Z Kuşağında Birikim Zorluğu ve Harcama Dinamikleri
Z Kuşağı’nın birikim zorlukları ve harcama dinamiklerini derinlemesine inceleyen bu içerik, bütçe yönetimi, tasarruf stratejileri ve finansal farkındalık ipuçları sunar.
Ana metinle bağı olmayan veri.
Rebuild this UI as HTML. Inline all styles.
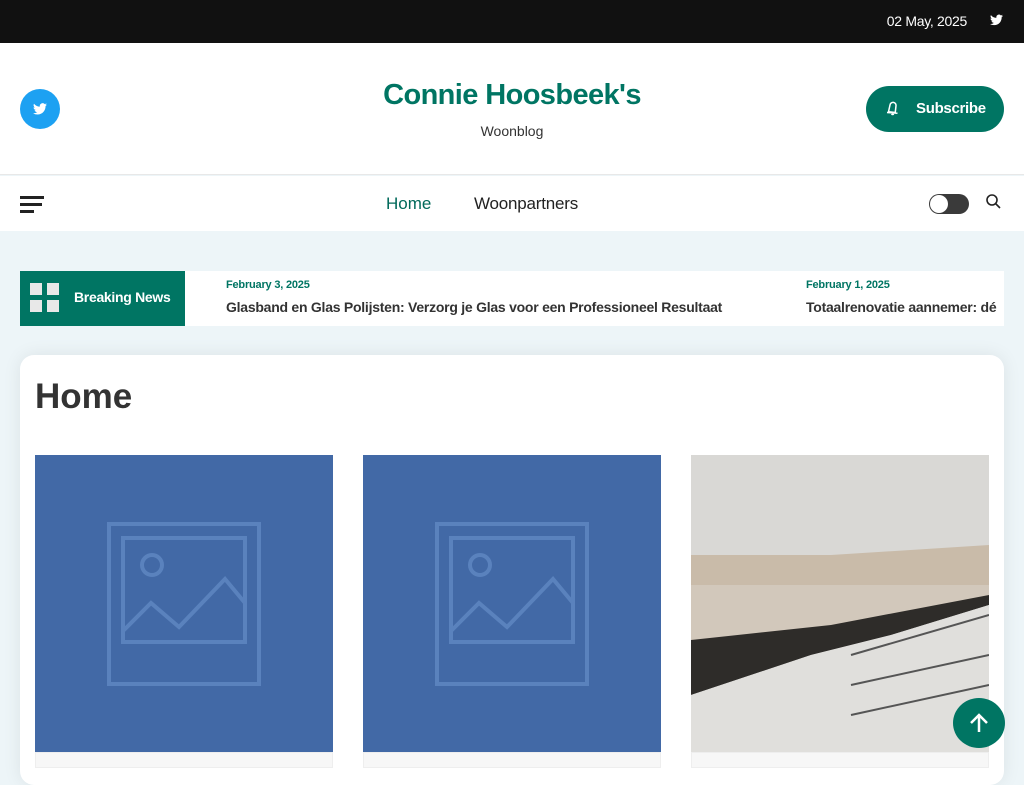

Geleceğin gençleri olan Z Kuşağı, geçmişin zorluklarını ve bugünün hızlı temposunu üzerinde taşıyor. Teknolojiyle iç içe geçen yaşamları, ekonomik dalgalanmaların etkisiyle şekilleniyor ve bu durum harcama ile birikim pratiklerini belirgin bir şekilde etkiliyor. Peki, bu kuşak gerçekten birikim yapabiliyor mu, yapabiliyorsa bunu nasıl gerçekleştiriyor?
Z Kuşağı hızlı yaşamı benimsemiş bir kuşak olarak karşımıza çıkıyor. Sosyal medya sayesinde anlık erişim onların gündelik alışkanlıklarının ayrılmaz bir parçası haline geldi. Bir filmi ya da ürünü görmek istediklerinde tek bir tıkla erişim sağlıyorlar; bu hız, tatmin ihtiyacını sürekli olarak tetikliyor ve kısa vadeli çözümleri önceliklendirmelerine yol açıyor. Birikimi ise, bir sonraki ihtiyaca kadar erteleyebilecekleri bir hedef olarak görüyorlar.
Sosyal medya, gençlerin alışveriş davranışlarını dönüştürüyor. Instagram, TikTok ve YouTube üzerindeki influencer’lar, yeni ürünleri tanıtarak tüketim konusunda gençlerin kararlarını hızla etkiliyor. “Herkes alıyorsa ben de almalıyım” düşüncesi, bu ekosistemde sık karşılaşılan bir mantık olarak öne çıkıyor.
Ekonomik belirsizlik ise bu kuşağın kararlarını derinden etkiliyor. İstikrarlı bir iş bulmanın zor olması ve belirsiz bir gelecek, gençleri bugünü önceliklendirmeye itiyor. Kısa vadeli ihtiyaçlar çoğu zaman uzun vadeli hedeflerin önüne geçiyor ve bu durum birikim süreçlerini zorlaştırıyor.
Teknolojiye yatkınlık, finansal okuryazarlığı da artırıyor. Birçok genç, mobil uygulamalar üzerinden gelir ve giderlerini takip ederek harcamalarını kontrol altına almayı başarıyor. Bu sayede birikim yapma süreci, dijital araçlar sayesinde daha erişilebilir hale geliyor.
Z Kuşağı’nın “hemen yaşamak” yaklaşımı, genelde kısa vadeli hedeflere odaklanmayı tetikliyor. Ancak bu kuşak aynı zamanda kişisel gelişime yatırım yapmaya da oldukça hevesli. Kısa vadeli deneyimler ile tatmin arayışı, uzun vadeli finansal planları ikinci plana atabilir; bu dengeyi kurmak ise bilinçli bir farkındalık süreci olarak değerlendiriliyor.
Esnek çalışma modelleri ve freelance ekonomisi ile gençler için bağımsızlık fırsatları artıyor, fakat bu durum gelir akışının düzensizleşmesi riskini de beraberinde getiriyor. Düzenli bir gelir elde etmeden birikim yapmak zorlaşıyor ve bu da finansal planlamayı karmaşıklaştırıyor.
Kripto para piyasası, son yıllarda Z Kuşağı için yeni bir kapı araladı. Yüksek volatilite ve riskler bu alanda potansiyel kazançları da beraberinde getiriyor, fakat uzun vadeli bir birikim stratejisinde kırılganlıklar yaratabiliyor. Bu dinamikler, gençlerin finansal okuryazarlığını geliştirme çabalarını sürekli biçimde gündemde tutuyor.
Sonuç olarak, Z Kuşağı’nın birikim yapma konusunda karşılaştığı zorluklar, yalnızca harcama alışkanlıklarına bağlı kalmıyor; toplumsal, ekonomik ve teknolojik etkenlerin etkileşimiyle şekilleniyor ve bireylerin bilinçli finansal kararlar almasına olanak tanıyor ya da engel olabiliyor.